Problem details
Pictures excluded, return the lines below from the first through the line holding "import React from 'react'".

Data shown
++++++++
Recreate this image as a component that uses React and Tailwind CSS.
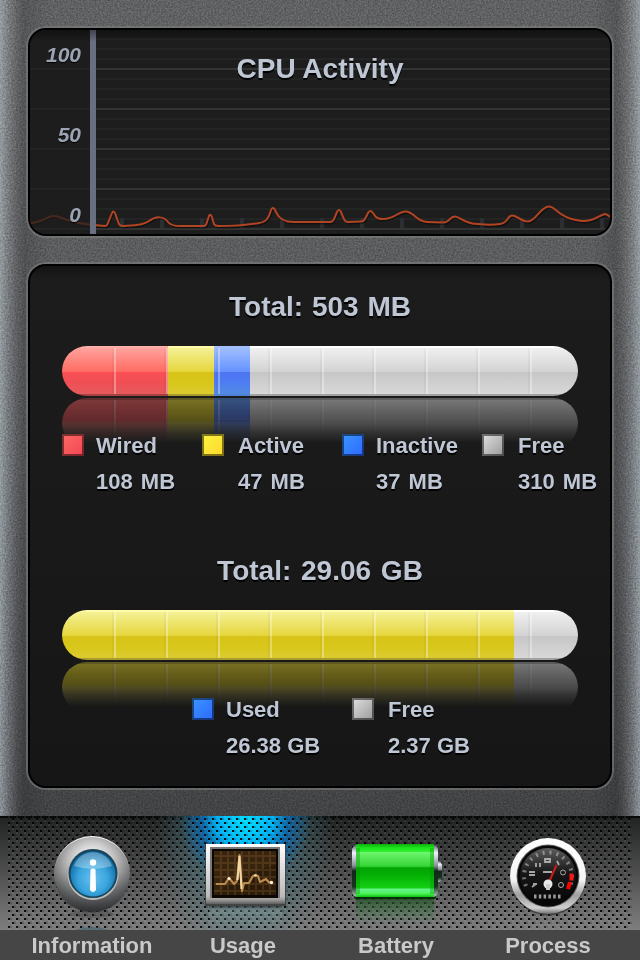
import React from 'react'

const memory = [
  { name: 'Wired', value: '108 MB', swatch: 'from-[#ff6a63] to-[#f04455]', column: 'w-[140px] gap-3' },
  { name: 'Active', value: '47 MB', swatch: 'from-[#fdf53f] to-[#fbd62c]', column: 'w-[140px] gap-3.5' },
  { name: 'Inactive', value: '37 MB', swatch: 'from-[#3c96ff] to-[#2f66ff]', column: 'w-[140px] gap-3' },
  { name: 'Free', value: '310 MB', swatch: 'from-[#e2e2e2] to-[#999999]', column: 'w-[120px] gap-3.5' },
]

const disk = [
  { name: 'Used', value: '26.38 GB', swatch: 'from-[#3c96ff] to-[#2f66ff]', column: 'w-[160px] gap-3' },
  { name: 'Free', value: '2.37 GB', swatch: 'from-[#e2e2e2] to-[#999999]', column: 'w-[130px] gap-3.5' },
]

const red = 'bg-[linear-gradient(#ffb4ae_0,#ff9d97_4px,#ff6b62_26px,#fa4f55_26px,#f04f54_36px,#e45a5c_48px,#a94042_48px)]'
const yellow = 'bg-[linear-gradient(#fffba8_0,#fffba8_2px,#f5f195_2px,#e5d53c_26px,#d8c318_26px,#d8c71c_38px,#dccb30_48px,#a99c2c_48px)]'
const blue = 'bg-[linear-gradient(#a9c2ff_0,#9bbaff_4px,#6492ff_26px,#4f74f3_26px,#4d7cf3_36px,#538ae2_48px,#4f83d8_48px)]'
const white = 'bg-[linear-gradient(#ffffff_0,#ffffff_2px,#f0f0f0_2px,#d2d2d2_26px,#c6c6c6_26px,#d8d8d8_48px,#a2a2a2_48px)]'

const memorySegments = [
  { fill: red, width: 106 },
  { fill: yellow, width: 46 },
  { fill: blue, width: 36 },
  { fill: white, width: 328 },
]

const diskSegments = [
  { fill: yellow, width: 452 },
  { fill: white, width: 64 },
]

function Capsule({ segments, className = '' }) {
  return (
    <div className={`relative flex h-[50px] w-[516px] overflow-hidden rounded-[25px] ${className}`}>
      {segments.map((s, i) => (
        <div key={i} className={s.fill} style={{ width: s.width }} />
      ))}
      {/* Divider ticks every 52px */}
      <div className="absolute inset-x-0 top-[2px] bottom-[2px] bg-[repeating-linear-gradient(90deg,transparent_0,transparent_50px,rgba(0,0,0,0.035)_50px,rgba(0,0,0,0.035)_52px)]" />
      <div className="absolute top-[2px] right-0 bottom-[2px] left-[52px] bg-[repeating-linear-gradient(90deg,rgba(255,255,255,0.32)_0,rgba(255,255,255,0.32)_2px,transparent_2px,transparent_52px)]" />
    </div>
  )
}

function UsageBar({ segments }) {
  return (
    <div className="h-[82px] w-[516px]">
      <Capsule segments={segments} />
      <div className="mt-[2px] h-[46px] overflow-hidden opacity-50 [mask-image:linear-gradient(#000_0,rgba(0,0,0,0.65)_22px,rgba(0,0,0,0.25)_34px,transparent_45px)]">
        <Capsule segments={segments} className="-scale-y-100" />
      </div>
    </div>
  )
}

function Legend({ items, className = '' }) {
  return (
    <div className={`relative flex ${className}`}>
      {items.map((item) => (
        <div key={item.name} className={`flex shrink-0 ${item.column}`}>
          <div className={`mt-1.5 h-[22px] w-[22px] shrink-0 bg-linear-to-br shadow-[inset_0_0_0_2px_rgba(0,0,0,0.5)] ${item.swatch}`} />
          <div className="text-[22px] leading-9 whitespace-nowrap">
            <p>{item.name}</p>
            <p>{item.value}</p>
          </div>
        </div>
      ))}
    </div>
  )
}

const curve =
  'M30 223C38 223 45 219 49 217Q54 215 59 217C70 222 84 225 105 226Q107 226 108 223L112 213Q113 210 115 213L119 224Q120 226 123 226C138 225 143 225 149 221C156 216 164 216 168 222Q171 226 180 226L204 226Q206 226 207 222L209 216Q210 213 212 217L214 224Q215 226 218 226C233 226 247 225 259 223C267 222 269 217 271 210Q273 205 276 212C279 219 284 222 294 222L330 222Q333 222 334 219L337 212Q339 208 341 212L344 219Q345 222 348 222L361 221.5Q364 221.5 366 217L368 213Q370 209 373 213L376 217Q378 219 383 219C395 219 397 212 405 211.5C414 211 416 222 427 222L443 222.5C450 223 449 216.5 455 216.5C460 216.5 464 224 478 224C487 225 494 225 500 224C509 223 507 215.5 512 215.5C518 215.5 521 222 528 221.5C536 221 540 207 549 206.5C555 206 558 217 576 220C592 224 599 215 605 214Q607 214 610 217'

function CpuChart() {
  return (
    <svg className="absolute inset-0" width="580" height="204" viewBox="30 30 580 204" fill="none">
      {[38, 48, 58, 78, 88, 98, 118, 128, 138, 158, 168, 178, 198, 208, 218].map((y) => (
        <rect key={y} x="96" y={y} width="514" height="2" fill="#232424" />
      ))}
      {[68, 108, 148, 188, 228].map((y) => (
        <rect key={y} x="30" y={y} width="580" height="2" fill="#323333" />
      ))}
      {[120, 160, 200, 240, 280, 320, 360, 400, 440, 480, 520, 560, 600].map((x) => (
        <rect key={x} x={x} y="218" width="4" height="10" fill="#2b2e32" />
      ))}
      <path d={curve} stroke="#000" strokeOpacity="0.4" strokeWidth="2" transform="translate(1 1.5)" />
      <path d={curve} stroke="#b14423" strokeWidth="2" />
      <rect x="30" y="30" width="60" height="204" fill="#1d1d1d" fillOpacity="0.72" />
      <rect x="90" y="30" width="6" height="204" fill="#686f80" />
    </svg>
  )
}

function InfoIcon() {
  return (
    <svg width="152" height="114" viewBox="16 816 152 114">
      <defs>
        <linearGradient id="infoRim" x1="0" y1="0" x2="0" y2="1">
          <stop offset="0" stopColor="#fff" />
          <stop offset="0.35" stopColor="#bdbdbd" />
          <stop offset="0.7" stopColor="#6f7072" />
          <stop offset="1" stopColor="#34373a" />
        </linearGradient>
        <radialGradient id="infoEdge">
          <stop offset="0.7" stopColor="#222" stopOpacity="0" />
          <stop offset="1" stopColor="#222" stopOpacity="0.5" />
        </radialGradient>
        <radialGradient id="infoFace" cx="0.5" cy="0.6" r="0.55">
          <stop offset="0" stopColor="#6bc0ee" />
          <stop offset="0.6" stopColor="#38a4dd" />
          <stop offset="1" stopColor="#146fa8" />
        </radialGradient>
      </defs>
      <ellipse cx="92" cy="914" rx="22" ry="4" fill="#222" opacity="0.25" />
      <path d="M75 930Q92 924 109 930Z" fill="#3f6072" opacity="0.6" />
      <circle cx="92" cy="874" r="38" fill="url(#infoRim)" />
      <circle cx="92" cy="875" r="38" fill="url(#infoEdge)" opacity="0.7" />
      <circle cx="93" cy="874.5" r="25.5" fill="#bcbcb8" />
      <circle cx="93" cy="873.5" r="24.5" fill="#17455d" />
      <circle cx="93" cy="874" r="22.5" fill="url(#infoFace)" />
      <path d="M74 866A20 20 0 0 1 112 866Q93 872 74 866Z" fill="#fff" opacity="0.3" />
      <circle cx="93" cy="862.5" r="3.2" fill="#fff" />
      <path d="M90.500 869.500Q93 867.500 95.500 869.500L96 890Q93 894 90 890Z" fill="#fff" />
    </svg>
  )
}

function MonitorIcon() {
  return (
    <svg width="152" height="114" viewBox="168 816 152 114">
      <defs>
        <linearGradient id="frame" x1="0" y1="0" x2="0" y2="1">
          <stop offset="0" stopColor="#fff" />
          <stop offset="0.88" stopColor="#b9b9b9" />
          <stop offset="0.94" stopColor="#929292" />
          <stop offset="1" stopColor="#5e5e5e" />
        </linearGradient>
        <linearGradient id="monitorMirror" x1="0" y1="0" x2="0" y2="1">
          <stop offset="0" stopColor="#252f30" stopOpacity="0.7" />
          <stop offset="0.25" stopColor="#a4bab8" stopOpacity="0.25" />
          <stop offset="1" stopColor="#7d9990" stopOpacity="0.1" />
        </linearGradient>
      </defs>
      <rect x="209" y="906" width="73" height="20" fill="url(#monitorMirror)" />
      <rect x="205" y="844" width="81" height="62" fill="#444" />
      <rect x="206" y="844" width="79" height="60" fill="url(#frame)" />
      <rect x="210" y="847" width="70" height="51" fill="#777" />
      <rect x="212" y="849" width="66" height="49" fill="#0c0703" />
      <rect x="214" y="851" width="62" height="44" fill="#2b1b0b" />
      <path d="M214 856h62M214 863h62M214 870h62M214 877h62M214 884h62M214 891h62M221 851v44M228 851v44M235 851v44M242 851v44M249 851v44M256 851v44M263 851v44M270 851v44" stroke="#694821" strokeWidth="2" opacity="0.45" />
      <path d="M214 851h62v14q-30 6-62 30z" fill="#d09a4c" opacity="0.07" />
      <path d="M216 884H225L229 878L234 884L237 881L239.5 855L242 891L244 883H249L253 876L255 875L258 876L260 882L266 879L269 882.5H273" fill="none" stroke="#b98b4e" strokeWidth="2.2" strokeLinejoin="round" />
      <path d="M237.5 880L239.5 856L241.5 889" fill="none" stroke="#f2d7a3" strokeWidth="2" />
      <circle cx="229" cy="878.5" r="1.5" fill="#fff0cf" />
      <circle cx="255.5" cy="875.5" r="1.3" fill="#f2d7a3" />
      <circle cx="271.5" cy="882.5" r="1.7" fill="#fff0d8" />
    </svg>
  )
}

function BatteryIcon() {
  return (
    <svg width="152" height="114" viewBox="320 816 152 114">
      <defs>
        <linearGradient id="cell" x1="0" y1="0" x2="0" y2="1">
          <stop offset="0" stopColor="#0caf0c" />
          <stop offset="0.08" stopColor="#1ce81c" />
          <stop offset="0.14" stopColor="#2fee2f" />
          <stop offset="0.16" stopColor="#6df56d" />
          <stop offset="0.42" stopColor="#35d535" />
          <stop offset="0.45" stopColor="#03a303" />
          <stop offset="0.57" stopColor="#04ae04" />
          <stop offset="0.82" stopColor="#13cf13" />
          <stop offset="0.86" stopColor="#66f58c" />
          <stop offset="0.93" stopColor="#4ef45e" />
          <stop offset="1" stopColor="#0cc40c" />
        </linearGradient>
        <linearGradient id="cap" x1="0" y1="0" x2="0" y2="1">
          <stop offset="0" stopColor="#5b6b6d" />
          <stop offset="0.15" stopColor="#f2f2ff" />
          <stop offset="0.4" stopColor="#8a8f98" />
          <stop offset="0.5" stopColor="#102718" />
          <stop offset="0.8" stopColor="#14351c" />
          <stop offset="1" stopColor="#b2ccc0" />
        </linearGradient>
        <linearGradient id="cellMirror" x1="0" y1="0" x2="0" y2="1">
          <stop offset="0" stopColor="#1e4a22" stopOpacity="0.75" />
          <stop offset="1" stopColor="#3f9a48" stopOpacity="0" />
        </linearGradient>
      </defs>
      <rect x="356" y="898" width="78" height="25" fill="url(#cellMirror)" />
      <rect x="354" y="895" width="82" height="4" rx="2" fill="#0b2c0c" />
      <path d="M436 861h3q3 1 3 5v10q0 5-3 6h-3z" fill="url(#cap)" />
      <rect x="352" y="845" width="86" height="52" rx="5" fill="url(#cap)" />
      <rect x="356" y="844" width="78" height="53" rx="1" fill="url(#cell)" />
      <path d="M358 848v46M432 848v46" stroke="#008f00" strokeWidth="4" opacity="0.35" />
    </svg>
  )
}

function GaugeIcon() {
  return (
    <svg width="152" height="114" viewBox="472 816 152 114">
      <defs>
        <linearGradient id="bezel" x1="0" y1="0" x2="0" y2="1">
          <stop offset="0" stopColor="#fff" />
          <stop offset="0.55" stopColor="#f5f5f5" />
          <stop offset="0.75" stopColor="#a0a0a0" />
          <stop offset="0.92" stopColor="#d0d0d0" />
          <stop offset="1" stopColor="#6b6b6b" />
        </linearGradient>
        <linearGradient id="dial" x1="0" y1="0" x2="0" y2="1">
          <stop offset="0" stopColor="#5c5c5c" />
          <stop offset="0.45" stopColor="#161616" />
          <stop offset="1" stopColor="#060606" />
        </linearGradient>
      </defs>
      <path d="M526 930Q548 912 570 930Z" fill="#888" opacity="0.25" />
      <circle cx="548" cy="877.5" r="38" fill="#222" opacity="0.6" />
      <circle cx="548" cy="876" r="38" fill="url(#bezel)" />
      <circle cx="548" cy="876" r="31.5" fill="#666" />
      <circle cx="548" cy="876" r="30.5" fill="#080808" />
      <circle cx="548" cy="876" r="28" fill="url(#dial)" />
      <path d="M526 886A24 24 0 1 1 570 886" fill="none" stroke="#c4c4c4" strokeWidth="4" strokeDasharray="2 5" opacity="0.55" />
      <path d="M536 863v4M540 863v4M545 859h5v3h-5zM557 861l2 4M529 872h6M529 875h6M532 887l4-3M533 884h4M543 872h9" fill="none" stroke="#d3d3d3" strokeWidth="1.8" opacity="0.75" />
      <circle cx="563" cy="872.5" r="2.500" fill="none" stroke="#aaa" />
      <circle cx="561" cy="885" r="2.500" fill="none" stroke="#aaa" />
      <path d="M571.5 873.5v7" stroke="#ff1414" strokeWidth="4" />
      <path d="M570 882l-2 7" stroke="#f00" strokeWidth="4" />
      <path d="M549 882L556.5 865" stroke="#c51b1b" strokeWidth="2.2" />
      <circle cx="548" cy="884" r="4.5" fill="#e7e7e7" />
      <path d="M548 884v6" stroke="#ccc" strokeWidth="4" />
      <path d="M534 896.5h28" stroke="#b5b5b5" strokeWidth="4" strokeDasharray="2.5 2.3" opacity="0.85" />
    </svg>
  )
}

const tabs = [
  { label: 'Information', Icon: InfoIcon },
  { label: 'Usage', Icon: MonitorIcon, active: true },
  { label: 'Battery', Icon: BatteryIcon },
  { label: 'Process', Icon: GaugeIcon },
]

function TabBar() {
  return (
    <nav className="relative h-[144px] overflow-hidden bg-[linear-gradient(#202121,#7e7e7e_114px)] shadow-[inset_0_2px_0_#090909]">
      {/* Light behind the selected tab */}
      <div className="absolute top-0 left-[155px] h-[144px] w-[180px] bg-[radial-gradient(ellipse_90px_150px_at_90px_0,rgba(20,125,180,0.8),rgba(70,130,140,0.35)_65%,transparent)]" />
      <div className="absolute top-0 left-[175px] h-[70px] w-[140px] bg-[radial-gradient(ellipse_66px_62px_at_70px_6px,#00dcff,#00b4f4_40%,rgba(0,110,200,0.6)_66%,transparent)]" />
      {/* Perforated metal */}
      <svg className="absolute top-0 left-2" width="624" height="114">
        <defs>
          <pattern id="holes" width="8" height="8" patternUnits="userSpaceOnUse">
            <rect x="0" y="6" width="2" height="2" fill="#000" opacity="0.9" />
            <rect x="4" y="2" width="2" height="2" fill="#000" opacity="0.9" />
            <rect x="2" y="6" width="2" height="2" fill="#000" opacity="0.2" />
            <rect x="6" y="2" width="2" height="2" fill="#000" opacity="0.2" />
            <rect x="0" y="0" width="2" height="2" fill="#fff" opacity="0.07" />
            <rect x="4" y="4" width="2" height="2" fill="#fff" opacity="0.07" />
          </pattern>
        </defs>
        <rect width="624" height="114" fill="url(#holes)" />
      </svg>
      <div className="absolute inset-x-0 bottom-0 h-[30px] bg-[#434343]/95" />
      <div className="relative flex px-4">
        {tabs.map(({ label, Icon, active }) => (
          <button key={label} className="flex w-[152px] flex-col items-center">
            <Icon />
            <span className={`h-[30px] text-[22px] leading-[31px] text-[#c9c9c9] ${active ? 'relative right-px' : ''}`}>
              {label}
            </span>
          </button>
        ))}
      </div>
    </nav>
  )
}

const panel = 'relative overflow-hidden rounded-[18px] border-2 border-black shadow-[0_0_0_2px_rgba(125,126,126,0.6)]'

export default function App() {
  return (
    <div className="relative flex h-[960px] w-[640px] flex-col overflow-hidden bg-[linear-gradient(#606162,#56585a_500px,#424345_816px)] font-['Liberation_Sans',Arial,sans-serif] font-bold text-[#bfc7d5]">
      {/* Brushed edges */}
      <div className="absolute inset-0 bg-[linear-gradient(90deg,rgba(180,190,196,0.65)_0,rgba(160,168,174,0.4)_8px,rgba(110,114,118,0.1)_17px,rgba(0,0,0,0.12)_24px,transparent_50px,transparent_590px,rgba(0,0,0,0.12)_616px,rgba(110,114,118,0.1)_623px,rgba(160,168,174,0.4)_632px,rgba(180,190,196,0.65)_640px)]" />
      <svg className="absolute inset-0 opacity-20 mix-blend-overlay" width="640" height="816">
        <filter id="grain" x="0" y="0" width="100%" height="100%" colorInterpolationFilters="sRGB">
          <feTurbulence type="fractalNoise" baseFrequency="0.6" numOctaves="2" seed="4" />
          <feColorMatrix values="1.6 0 0 0 -0.3  1.6 0 0 0 -0.3  1.6 0 0 0 -0.3  0 0 0 0 1" />
        </filter>
        <rect width="640" height="816" filter="url(#grain)" />
      </svg>

      <main className="relative flex h-[816px] shrink-0 flex-col gap-7 px-7 pt-7">
        <section className={`h-[208px] shrink-0 bg-[#1d1d1d] ${panel}`}>
          <CpuChart />
          <div className="absolute inset-x-0 top-0 h-3 bg-linear-to-b from-black/40 to-transparent" />
          <h2 className="relative pt-[23px] text-center text-[28px] leading-8 [text-shadow:0_2px_0_#000]">
            CPU Activity
          </h2>
          <div className="absolute top-0 left-0 flex h-[204px] w-[51px] flex-col items-end text-[21px] leading-5 text-[#9ba4b5] italic [text-shadow:0_1px_1px_#000]">
            <span className="pt-[15px]">100</span>
            <span className="pt-[60px]">50</span>
            <span className="pt-[60px]">0</span>
          </div>
        </section>

        <section className={`h-[524px] shrink-0 bg-[linear-gradient(#131313,#1c1c1c_12px,#161616)] pt-[25px] pl-8 [text-shadow:0_2px_0_#000] ${panel}`}>
          <h2 className="mr-8 text-center text-[28px] leading-8 [word-spacing:1px]">Total: 503 MB</h2>
          <div className="pt-[23px]">
            <UsageBar segments={memorySegments} />
            <Legend items={memory} className="[word-spacing:2px]" />
          </div>
          <h2 className="mr-8 pt-[55px] text-center text-[28px] leading-8 [word-spacing:2px]">Total: 29.06 GB</h2>
          <div className="pt-[23px]">
            <UsageBar segments={diskSegments} />
            <Legend items={disk} className="pl-[130px]" />
          </div>
        </section>
      </main>

      <TabBar />
    </div>
  )
}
++++++++
Exercise response
Recreate this image as a component that uses React and Tailwind CSS.
import React from 'react'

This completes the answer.